②オーブンに入れてしばらくすると、熱くなった天板から熱が伝わり生地の底部分から水蒸気が発生し始めます。(グツグツ沸騰するイメージ)
水蒸気は外に出ようとしますが、①で外壁が出来ている為逃げ場を失った水蒸気は膨れ上がり生地を押し上げます。
☆生地の温度が下がると皮が硬く伸びが悪いため膨らみが悪くなります。
☆生地を練る際に水分量が少ないと水蒸気が少なく膨らみが悪くなります。
③さらに空洞は広がっていき、広がりきれなくなった外壁には亀裂が入ります。

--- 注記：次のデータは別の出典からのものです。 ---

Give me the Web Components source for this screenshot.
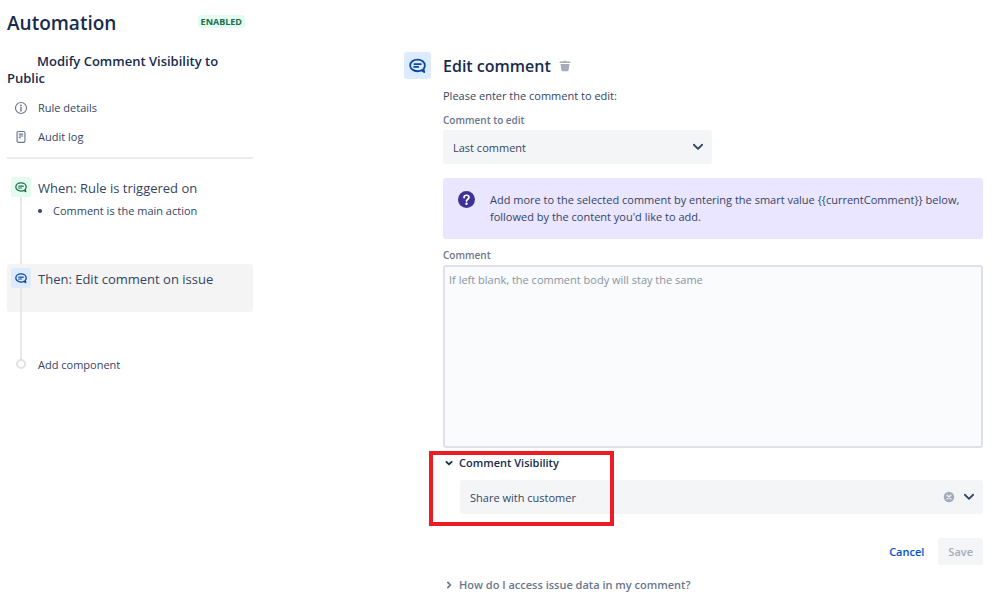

(これがシュークリームのシワの部分)
この亀裂を起点としてさらに膨らみます。
☆この亀裂部分が半焼けだとオーブンを開けた時などにしぼむ原因になります。
④最終的に外側が完全に焼き固まることで中が空洞になったものが出来上がります。
ちなみにお店などでは最初は上火を弱くし乾燥を遅らせて、下火を強くして水蒸気を多く出すことで膨らみを良くしたりします。
業務用のオーブンの場合上火と下火でそれぞれ調節可能なものがあるのですが、家庭用だとそういった調整が出来ないものがほとんどだと思います。
もしかすると裏技で予熱の時から下段や底面に使わない天板を置いておくと良いという事を聞いたことがあるかもしれませんが、予め鉄板を熱したものを下に置くことで下からの熱量を増やすという狙いがある為です。
試しに普通のクッキー生地を乗せて焼いてみた
クッキーシューというと表面が均一になったこういうものを思い浮かべますよね?
これはバターの配合が多くクッキーが熱で流れやすくなり、シュー生地をきれいに覆うからできる模様です。
ただ一度やってみたかったのが普通のクッキー生地(バターの配合率が少し低め)で焼いてみるというもの。
固めの生地で流動性が少なければシュー生地は膨らまないのか気になっていました。どうせならと思い結構厚め(1cmほどの厚さ)に乗せてみました笑
その結果がこちら!
予想だとあまり膨らまないと思っていましたが、普通に膨らみました。ただ、何ともいかつい表面になりました笑
食感も表面はクッキーのサクサクした食感が味わえて個人的にこっちの方が好きかも…という意外な結果に。
こういう見た目で売りにするのもありかなと思います。
要は乗せるクッキー生地の種類や厚みがある程度間違っていても、シュー生地の作り方さえうまくできていれば失敗しないという事がわかりました。
その為、クッキーシューが失敗したという方は、シュー生地の部分で失敗していたという可能性が高いです。
これらのポイントに気を付ければどのレシピでもきっとうまくいくはずですよ!
少し難しそうなイメージがあるシュークリームですがぜひ挑戦してみてくださいね!
まとめ
クッキーシューも普通のシュークリームも注意点は同じ。
クッキーシューが膨らまないという事はシュー生地作りの過程で問題があった可能性がある。